Our international studies tend to find cultural nuances as opposed to major cultural differences in user behavior: people are the same everywhere, and the biggest usability issues stem from the gap between human thinking and computer features which is much greater than any differences between people from different countries.

Unlike earlier studies, this study with mobile users in India apparently departs from the norm: common Indian solutions that we report in this article (e.g., use of app lockers or lite browsers) are almost never seen in our mobile-usability studies with Western audiences. However, these solutions address behaviors encountered everywhere: many of us have occasionally handed our devices to someone else to take a picture or read a headline — just long enough for an embarrassing notification to pop up on the screen.
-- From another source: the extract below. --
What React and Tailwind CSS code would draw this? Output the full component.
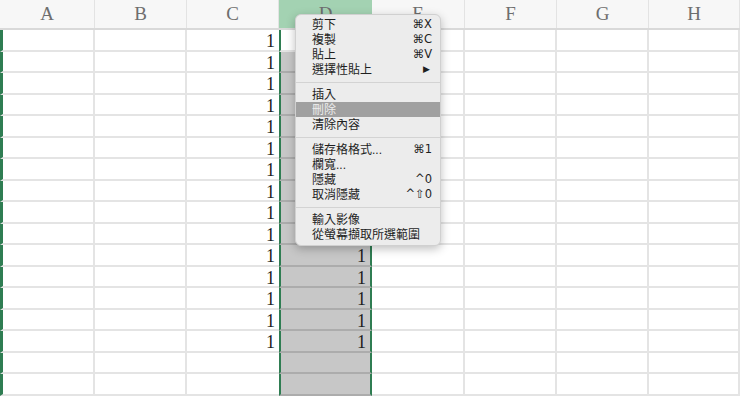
import React from 'react';

const cols = ['A', 'B', 'C', 'D', 'E', 'F', 'G', 'H'];
const widths = ['w-[95px]', 'w-[92px]', 'w-[92px]', 'w-[93px]', 'w-[93px]', 'w-[92px]', 'w-[92px]', 'w-[91px]'];
const rowCount = 17;

const menu = [
  [
    { label: '剪下', key: '⌘X' },
    { label: '複製', key: '⌘C' },
    { label: '貼上', key: '⌘V' },
    { label: '選擇性貼上', key: '▶', arrow: true },
  ],
  [
    { label: '插入' },
    { label: '刪除', active: true },
    { label: '清除內容' },
  ],
  [
    { label: '儲存格格式...', key: '⌘1' },
    { label: '欄寬...' },
    { label: '隱藏', key: '^0' },
    { label: '取消隱藏', key: '^⇧0' },
  ],
  [
    { label: '輸入影像' },
    { label: '從螢幕擷取所選範圍' },
  ],
];

const Cell = ({ col, row }) => {
  const isD = col === 3;
  // D1..D10 sit under the context menu
  const hasOne = (col === 2 && row < 15) || (isD && row >= 10 && row < 15);
  let cls = 'h-full flex items-center justify-end pr-[4px] pt-[3px] border-b-2 ';
  if (isD) {
    cls += row === 0
      ? 'bg-white border-b-[#e4e4e4] border-x-2 border-x-[#2f7d52]'
      : 'bg-[#c7c7c7] border-b-[#acacac] border-x-2 border-x-[#2f7d52]';
  } else {
    cls += 'bg-white border-b-[#e4e4e4] ' + (col === 2 ? '' : 'border-r-2 border-r-[#e4e4e4]');
  }
  if (col === 0) cls += ' border-l-[3px] border-l-[#2f7d52]';
  return (
    <div className={`${widths[col]} shrink-0 ${cls}`}>
      {hasOne && <span className="text-[18px] leading-none text-[#1e1e1e]">1</span>}
    </div>
  );
};

const ContextMenu = () => (
  <div className="absolute left-[295px] top-[14px] w-[146px] bg-[#ececec] rounded-[6px] border border-[#d0d0d0] shadow-[0_3px_10px_rgba(0,0,0,0.25)] pt-[2px] pb-[3px] text-[12px] text-[#1f1f1f] font-['Liberation_Sans','Noto_Sans_CJK_TC','DejaVu_Sans',sans-serif]">
    {menu.map((group, gi) => (
      <div key={gi}>
        {gi > 0 && (
          <div className="h-[10px] flex items-center">
            <div className="w-full h-px bg-[#d3d3d3]" />
          </div>
        )}
        {group.map((item) => (
          <div
            key={item.label}
            className={`h-[15px] flex items-center justify-between pl-[16px] pr-[8px] ${item.active ? 'bg-[#a0a0a0] text-[#ececec]' : ''}`}
          >
            <span className="leading-none">{item.label}</span>
            {item.key && (
              <span className={`leading-none font-['DejaVu_Sans',sans-serif] ${item.arrow ? 'text-[9px] pr-[2px]' : 'text-[11.5px]'}`}>{item.key}</span>
            )}
          </div>
        ))}
      </div>
    ))}
  </div>
);

export default function App() {
  return (
    <div className="relative w-[740px] h-[399px] overflow-hidden bg-white font-['Liberation_Serif',serif]">
      <div className="flex h-[30px] border-b-2 border-[#d9d9d9] bg-[#f7f7f7]">
        {cols.map((c, i) => (
          <div
            key={c}
            className={`${widths[i]} shrink-0 flex items-center justify-center text-[19px] text-[#6e6e6e] ${i === 3 ? 'bg-[#a3d2b2]' : 'border-r border-[#e3e3e3]'}`}
          >
            {c}
          </div>
        ))}
      </div>
      {Array.from({ length: rowCount }).map((_, r) => (
        <div key={r} className="flex h-[21.5px]">
          {cols.map((c, ci) => (
            <Cell key={c} col={ci} row={r} />
          ))}
        </div>
      ))}
      <ContextMenu />
    </div>
  );
}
And although in developed countries only a relatively small percentage of users resort to using lite browsers, people do care about their phone storage capability and install applications only if they expect to use them frequently.

Studying and understanding these problems and their solutions in India not only gives us insight into catering to international mobile audiences in developing countries, but it also teaches us how to design better products for a subset of our user demographics (e.g., those who rely on their phone to use the internet) and gives us ideas for solving general-audience problems such as keeping our information safe from accidental, but embarrassing disclosures, and dealing with the difficulties of remembering and typing passwords on the go.